Directive: Quote all of the data that follows exactly as written, skipping the images.

Start

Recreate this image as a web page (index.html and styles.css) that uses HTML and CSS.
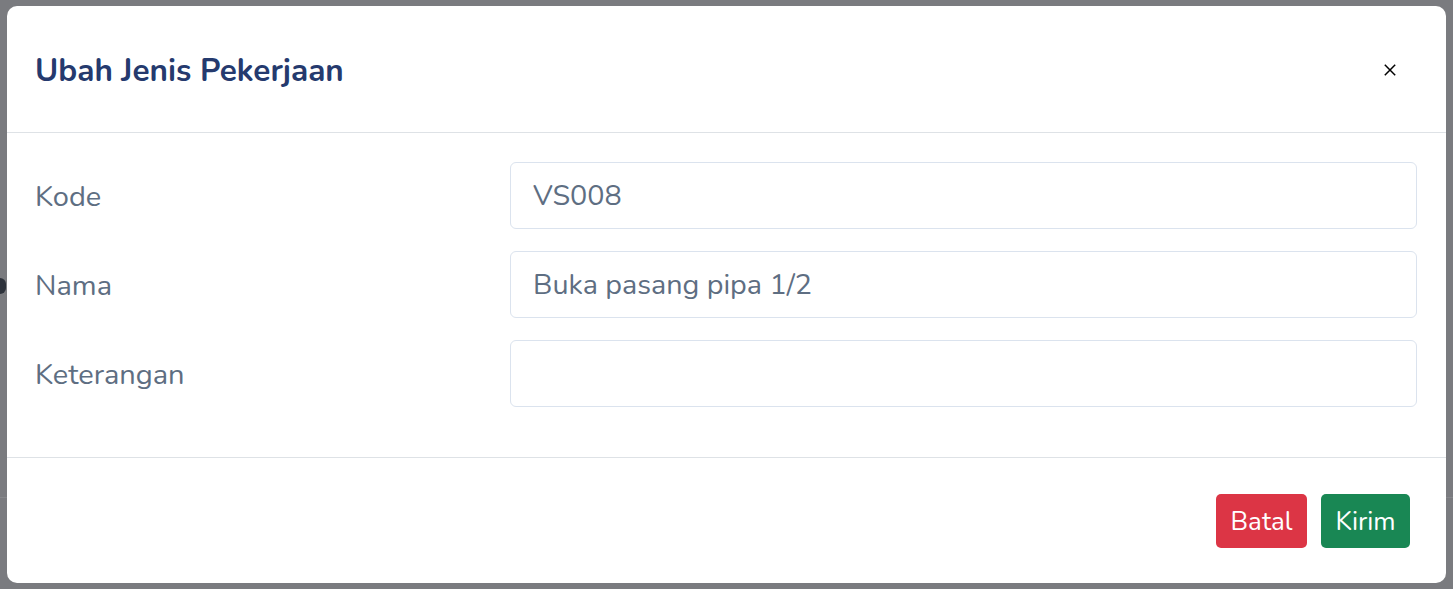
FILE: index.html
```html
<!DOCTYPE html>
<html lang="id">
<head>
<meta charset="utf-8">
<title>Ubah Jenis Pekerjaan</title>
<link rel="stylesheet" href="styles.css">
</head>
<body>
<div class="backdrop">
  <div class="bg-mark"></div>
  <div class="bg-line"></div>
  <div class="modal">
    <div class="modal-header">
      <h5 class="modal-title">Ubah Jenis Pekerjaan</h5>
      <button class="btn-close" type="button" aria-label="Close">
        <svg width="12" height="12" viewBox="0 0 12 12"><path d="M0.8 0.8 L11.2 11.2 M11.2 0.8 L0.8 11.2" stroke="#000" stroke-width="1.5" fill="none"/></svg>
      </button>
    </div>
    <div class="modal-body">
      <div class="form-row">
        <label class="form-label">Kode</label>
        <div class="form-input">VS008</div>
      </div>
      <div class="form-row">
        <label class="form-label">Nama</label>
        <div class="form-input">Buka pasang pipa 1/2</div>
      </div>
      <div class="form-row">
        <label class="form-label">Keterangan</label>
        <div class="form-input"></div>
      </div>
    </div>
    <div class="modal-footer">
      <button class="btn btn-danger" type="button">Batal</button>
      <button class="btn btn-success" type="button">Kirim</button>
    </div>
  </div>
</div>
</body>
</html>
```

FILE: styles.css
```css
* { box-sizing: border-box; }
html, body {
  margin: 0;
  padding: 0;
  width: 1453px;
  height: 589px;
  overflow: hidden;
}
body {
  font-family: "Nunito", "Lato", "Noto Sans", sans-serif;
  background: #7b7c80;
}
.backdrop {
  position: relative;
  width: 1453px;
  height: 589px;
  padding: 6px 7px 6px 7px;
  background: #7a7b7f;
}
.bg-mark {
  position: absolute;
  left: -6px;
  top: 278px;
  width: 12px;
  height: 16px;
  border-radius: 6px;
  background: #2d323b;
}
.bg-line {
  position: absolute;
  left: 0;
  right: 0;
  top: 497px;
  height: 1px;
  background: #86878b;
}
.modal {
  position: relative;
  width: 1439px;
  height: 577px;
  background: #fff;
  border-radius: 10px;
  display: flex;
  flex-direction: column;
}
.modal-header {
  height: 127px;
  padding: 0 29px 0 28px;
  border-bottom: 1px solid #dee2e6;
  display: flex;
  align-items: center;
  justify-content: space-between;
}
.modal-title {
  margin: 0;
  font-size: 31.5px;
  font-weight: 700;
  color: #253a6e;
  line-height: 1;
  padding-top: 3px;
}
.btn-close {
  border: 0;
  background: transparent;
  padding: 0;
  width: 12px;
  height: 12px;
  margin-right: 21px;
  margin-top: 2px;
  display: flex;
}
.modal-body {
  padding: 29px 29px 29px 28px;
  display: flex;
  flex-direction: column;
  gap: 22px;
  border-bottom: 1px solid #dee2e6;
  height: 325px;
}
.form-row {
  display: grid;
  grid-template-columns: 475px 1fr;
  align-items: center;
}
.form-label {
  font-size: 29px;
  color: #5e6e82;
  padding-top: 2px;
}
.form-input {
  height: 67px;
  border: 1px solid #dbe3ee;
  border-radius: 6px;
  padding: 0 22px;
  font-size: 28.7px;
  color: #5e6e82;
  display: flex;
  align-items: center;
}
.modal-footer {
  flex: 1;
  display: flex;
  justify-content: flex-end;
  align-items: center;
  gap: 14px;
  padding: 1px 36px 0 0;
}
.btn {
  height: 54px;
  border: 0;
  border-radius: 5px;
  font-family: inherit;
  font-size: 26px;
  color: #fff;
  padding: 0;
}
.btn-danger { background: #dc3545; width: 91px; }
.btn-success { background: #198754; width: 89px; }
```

End

Problem solution:
Recreate this image as a web page (index.html and styles.css) that uses HTML and CSS.
FILE: index.html
```html
<!DOCTYPE html>
<html lang="id">
<head>
<meta charset="utf-8">
<title>Ubah Jenis Pekerjaan</title>
<link rel="stylesheet" href="styles.css">
</head>
<body>
<div class="backdrop">
  <div class="bg-mark"></div>
  <div class="bg-line"></div>
  <div class="modal">
    <div class="modal-header">
      <h5 class="modal-title">Ubah Jenis Pekerjaan</h5>
      <button class="btn-close" type="button" aria-label="Close">
        <svg width="12" height="12" viewBox="0 0 12 12"><path d="M0.8 0.8 L11.2 11.2 M11.2 0.8 L0.8 11.2" stroke="#000" stroke-width="1.5" fill="none"/></svg>
      </button>
    </div>
    <div class="modal-body">
      <div class="form-row">
        <label class="form-label">Kode</label>
        <div class="form-input">VS008</div>
      </div>
      <div class="form-row">
        <label class="form-label">Nama</label>
        <div class="form-input">Buka pasang pipa 1/2</div>
      </div>
      <div class="form-row">
        <label class="form-label">Keterangan</label>
        <div class="form-input"></div>
      </div>
    </div>
    <div class="modal-footer">
      <button class="btn btn-danger" type="button">Batal</button>
      <button class="btn btn-success" type="button">Kirim</button>
    </div>
  </div>
</div>
</body>
</html>
```

FILE: styles.css
```css
* { box-sizing: border-box; }
html, body {
  margin: 0;
  padding: 0;
  width: 1453px;
  height: 589px;
  overflow: hidden;
}
body {
  font-family: "Nunito", "Lato", "Noto Sans", sans-serif;
  background: #7b7c80;
}
.backdrop {
  position: relative;
  width: 1453px;
  height: 589px;
  padding: 6px 7px 6px 7px;
  background: #7a7b7f;
}
.bg-mark {
  position: absolute;
  left: -6px;
  top: 278px;
  width: 12px;
  height: 16px;
  border-radius: 6px;
  background: #2d323b;
}
.bg-line {
  position: absolute;
  left: 0;
  right: 0;
  top: 497px;
  height: 1px;
  background: #86878b;
}
.modal {
  position: relative;
  width: 1439px;
  height: 577px;
  background: #fff;
  border-radius: 10px;
  display: flex;
  flex-direction: column;
}
.modal-header {
  height: 127px;
  padding: 0 29px 0 28px;
  border-bottom: 1px solid #dee2e6;
  display: flex;
  align-items: center;
  justify-content: space-between;
}
.modal-title {
  margin: 0;
  font-size: 31.5px;
  font-weight: 700;
  color: #253a6e;
  line-height: 1;
  padding-top: 3px;
}
.btn-close {
  border: 0;
  background: transparent;
  padding: 0;
  width: 12px;
  height: 12px;
  margin-right: 21px;
  margin-top: 2px;
  display: flex;
}
.modal-body {
  padding: 29px 29px 29px 28px;
  display: flex;
  flex-direction: column;
  gap: 22px;
  border-bottom: 1px solid #dee2e6;
  height: 325px;
}
.form-row {
  display: grid;
  grid-template-columns: 475px 1fr;
  align-items: center;
}
.form-label {
  font-size: 29px;
  color: #5e6e82;
  padding-top: 2px;
}
.form-input {
  height: 67px;
  border: 1px solid #dbe3ee;
  border-radius: 6px;
  padding: 0 22px;
  font-size: 28.7px;
  color: #5e6e82;
  display: flex;
  align-items: center;
}
.modal-footer {
  flex: 1;
  display: flex;
  justify-content: flex-end;
  align-items: center;
  gap: 14px;
  padding: 1px 36px 0 0;
}
.btn {
  height: 54px;
  border: 0;
  border-radius: 5px;
  font-family: inherit;
  font-size: 26px;
  color: #fff;
  padding: 0;
}
.btn-danger { background: #dc3545; width: 91px; }
.btn-success { background: #198754; width: 89px; }
```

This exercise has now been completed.